• _Supplied data_
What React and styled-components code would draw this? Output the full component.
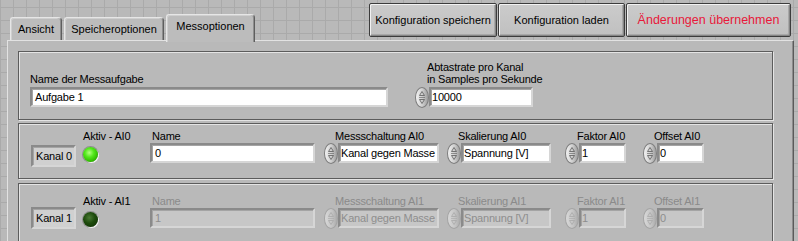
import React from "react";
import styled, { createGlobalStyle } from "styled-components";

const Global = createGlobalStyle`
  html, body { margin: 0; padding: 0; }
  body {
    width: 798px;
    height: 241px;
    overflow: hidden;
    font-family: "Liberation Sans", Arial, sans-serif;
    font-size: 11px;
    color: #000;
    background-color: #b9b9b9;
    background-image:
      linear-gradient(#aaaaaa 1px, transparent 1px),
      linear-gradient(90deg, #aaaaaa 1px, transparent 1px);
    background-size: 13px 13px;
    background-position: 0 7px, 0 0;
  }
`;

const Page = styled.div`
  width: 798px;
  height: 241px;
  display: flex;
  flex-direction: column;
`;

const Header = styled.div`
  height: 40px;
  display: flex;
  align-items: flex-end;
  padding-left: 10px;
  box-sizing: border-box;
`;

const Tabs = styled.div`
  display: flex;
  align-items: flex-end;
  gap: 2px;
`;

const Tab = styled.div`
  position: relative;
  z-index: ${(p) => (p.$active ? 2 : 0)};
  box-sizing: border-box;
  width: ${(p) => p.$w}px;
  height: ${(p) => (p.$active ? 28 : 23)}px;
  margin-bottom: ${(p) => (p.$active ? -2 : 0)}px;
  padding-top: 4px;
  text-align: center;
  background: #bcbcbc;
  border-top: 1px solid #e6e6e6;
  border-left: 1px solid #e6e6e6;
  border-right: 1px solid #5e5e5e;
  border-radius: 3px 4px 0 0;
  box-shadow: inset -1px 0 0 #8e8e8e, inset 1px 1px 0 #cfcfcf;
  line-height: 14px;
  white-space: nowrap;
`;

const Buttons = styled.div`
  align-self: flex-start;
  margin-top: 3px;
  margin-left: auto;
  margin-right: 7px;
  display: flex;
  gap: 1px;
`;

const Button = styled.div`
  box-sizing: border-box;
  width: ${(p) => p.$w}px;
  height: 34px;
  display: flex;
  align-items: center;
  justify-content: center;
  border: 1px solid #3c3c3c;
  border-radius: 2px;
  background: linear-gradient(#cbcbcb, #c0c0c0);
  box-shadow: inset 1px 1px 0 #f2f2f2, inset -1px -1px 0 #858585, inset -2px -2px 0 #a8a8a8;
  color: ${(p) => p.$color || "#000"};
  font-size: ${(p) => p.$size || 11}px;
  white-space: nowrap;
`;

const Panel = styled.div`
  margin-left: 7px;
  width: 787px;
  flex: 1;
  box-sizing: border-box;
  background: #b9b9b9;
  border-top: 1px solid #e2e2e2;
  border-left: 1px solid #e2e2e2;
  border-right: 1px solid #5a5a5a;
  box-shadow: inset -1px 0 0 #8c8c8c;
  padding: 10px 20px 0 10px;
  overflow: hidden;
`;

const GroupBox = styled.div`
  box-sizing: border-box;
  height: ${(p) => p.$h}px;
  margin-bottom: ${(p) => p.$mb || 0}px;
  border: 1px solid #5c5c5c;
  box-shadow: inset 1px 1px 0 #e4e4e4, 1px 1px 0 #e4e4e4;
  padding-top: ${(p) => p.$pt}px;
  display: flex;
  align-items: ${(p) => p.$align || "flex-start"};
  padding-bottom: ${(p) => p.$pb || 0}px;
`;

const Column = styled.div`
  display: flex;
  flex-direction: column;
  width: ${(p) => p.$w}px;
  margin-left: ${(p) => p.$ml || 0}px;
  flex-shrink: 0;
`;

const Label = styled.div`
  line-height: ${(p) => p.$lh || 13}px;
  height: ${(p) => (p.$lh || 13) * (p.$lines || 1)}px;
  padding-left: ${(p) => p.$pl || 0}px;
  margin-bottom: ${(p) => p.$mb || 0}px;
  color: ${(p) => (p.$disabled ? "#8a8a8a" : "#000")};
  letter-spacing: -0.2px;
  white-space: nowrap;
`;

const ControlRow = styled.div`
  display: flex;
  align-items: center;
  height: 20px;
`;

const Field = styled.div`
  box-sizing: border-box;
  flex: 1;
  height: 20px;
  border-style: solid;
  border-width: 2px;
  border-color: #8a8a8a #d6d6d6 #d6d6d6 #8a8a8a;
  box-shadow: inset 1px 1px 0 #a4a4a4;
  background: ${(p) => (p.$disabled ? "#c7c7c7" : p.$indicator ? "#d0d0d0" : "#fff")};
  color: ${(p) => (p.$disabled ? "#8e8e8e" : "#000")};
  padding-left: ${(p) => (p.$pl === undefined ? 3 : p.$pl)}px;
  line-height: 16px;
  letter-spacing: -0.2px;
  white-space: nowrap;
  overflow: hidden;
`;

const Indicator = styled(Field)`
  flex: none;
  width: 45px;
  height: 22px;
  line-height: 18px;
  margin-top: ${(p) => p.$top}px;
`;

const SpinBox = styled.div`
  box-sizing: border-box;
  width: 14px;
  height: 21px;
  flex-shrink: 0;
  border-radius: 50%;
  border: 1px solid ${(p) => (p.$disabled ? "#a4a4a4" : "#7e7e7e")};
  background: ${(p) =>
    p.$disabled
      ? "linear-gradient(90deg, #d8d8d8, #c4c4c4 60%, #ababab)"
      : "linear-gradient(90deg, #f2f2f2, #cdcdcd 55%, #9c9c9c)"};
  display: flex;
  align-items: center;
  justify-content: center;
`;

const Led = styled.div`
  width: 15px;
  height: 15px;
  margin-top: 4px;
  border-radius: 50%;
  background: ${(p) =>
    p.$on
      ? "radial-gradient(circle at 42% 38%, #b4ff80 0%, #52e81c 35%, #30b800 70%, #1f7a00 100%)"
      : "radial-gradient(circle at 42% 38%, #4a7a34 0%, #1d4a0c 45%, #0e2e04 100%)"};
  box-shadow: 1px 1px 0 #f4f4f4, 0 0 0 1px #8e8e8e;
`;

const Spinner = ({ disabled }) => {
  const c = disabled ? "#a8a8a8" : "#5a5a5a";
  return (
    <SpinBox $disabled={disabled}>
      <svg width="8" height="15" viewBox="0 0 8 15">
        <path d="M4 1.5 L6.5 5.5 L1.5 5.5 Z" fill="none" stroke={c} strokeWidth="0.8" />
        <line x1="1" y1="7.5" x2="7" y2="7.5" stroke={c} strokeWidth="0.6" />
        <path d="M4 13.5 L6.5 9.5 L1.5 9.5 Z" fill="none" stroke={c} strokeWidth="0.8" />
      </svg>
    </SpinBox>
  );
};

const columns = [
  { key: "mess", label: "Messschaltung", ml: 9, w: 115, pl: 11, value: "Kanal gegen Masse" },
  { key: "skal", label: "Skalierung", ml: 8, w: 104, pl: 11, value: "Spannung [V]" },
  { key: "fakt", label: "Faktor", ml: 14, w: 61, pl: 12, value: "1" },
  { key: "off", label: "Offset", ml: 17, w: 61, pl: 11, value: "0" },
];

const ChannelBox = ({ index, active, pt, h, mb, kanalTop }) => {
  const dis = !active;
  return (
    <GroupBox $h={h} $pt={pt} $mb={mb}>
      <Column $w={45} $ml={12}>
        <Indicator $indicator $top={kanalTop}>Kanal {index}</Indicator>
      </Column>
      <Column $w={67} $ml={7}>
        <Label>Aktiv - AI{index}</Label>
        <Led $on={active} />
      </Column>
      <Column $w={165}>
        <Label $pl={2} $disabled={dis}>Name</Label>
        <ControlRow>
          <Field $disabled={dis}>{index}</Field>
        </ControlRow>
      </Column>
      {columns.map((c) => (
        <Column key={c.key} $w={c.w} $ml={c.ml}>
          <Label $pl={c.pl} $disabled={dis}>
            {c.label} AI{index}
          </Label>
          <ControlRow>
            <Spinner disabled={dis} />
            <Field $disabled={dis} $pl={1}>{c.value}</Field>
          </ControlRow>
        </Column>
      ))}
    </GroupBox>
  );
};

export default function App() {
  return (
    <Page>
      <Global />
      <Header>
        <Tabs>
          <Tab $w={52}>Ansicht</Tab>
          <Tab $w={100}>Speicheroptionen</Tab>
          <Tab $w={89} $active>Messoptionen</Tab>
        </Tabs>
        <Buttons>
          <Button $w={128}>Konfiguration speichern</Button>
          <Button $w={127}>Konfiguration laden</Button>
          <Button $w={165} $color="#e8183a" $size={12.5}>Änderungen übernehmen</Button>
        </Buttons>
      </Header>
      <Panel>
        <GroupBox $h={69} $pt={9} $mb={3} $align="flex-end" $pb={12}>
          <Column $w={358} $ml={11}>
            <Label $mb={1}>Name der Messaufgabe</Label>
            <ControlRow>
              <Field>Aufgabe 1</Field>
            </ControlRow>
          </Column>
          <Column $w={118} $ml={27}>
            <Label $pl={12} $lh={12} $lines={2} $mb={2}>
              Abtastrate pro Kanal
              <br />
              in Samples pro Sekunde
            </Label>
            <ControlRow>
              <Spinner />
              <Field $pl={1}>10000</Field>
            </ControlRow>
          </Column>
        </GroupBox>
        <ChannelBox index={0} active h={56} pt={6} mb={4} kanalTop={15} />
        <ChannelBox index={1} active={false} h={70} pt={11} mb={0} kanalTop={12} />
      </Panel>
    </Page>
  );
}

• _Work to complete_
Scan the listing above and identify each line holding the string "React"; copy every such line.

• _Finished task_
What React and styled-components code would draw this? Output the full component.
import React from "react";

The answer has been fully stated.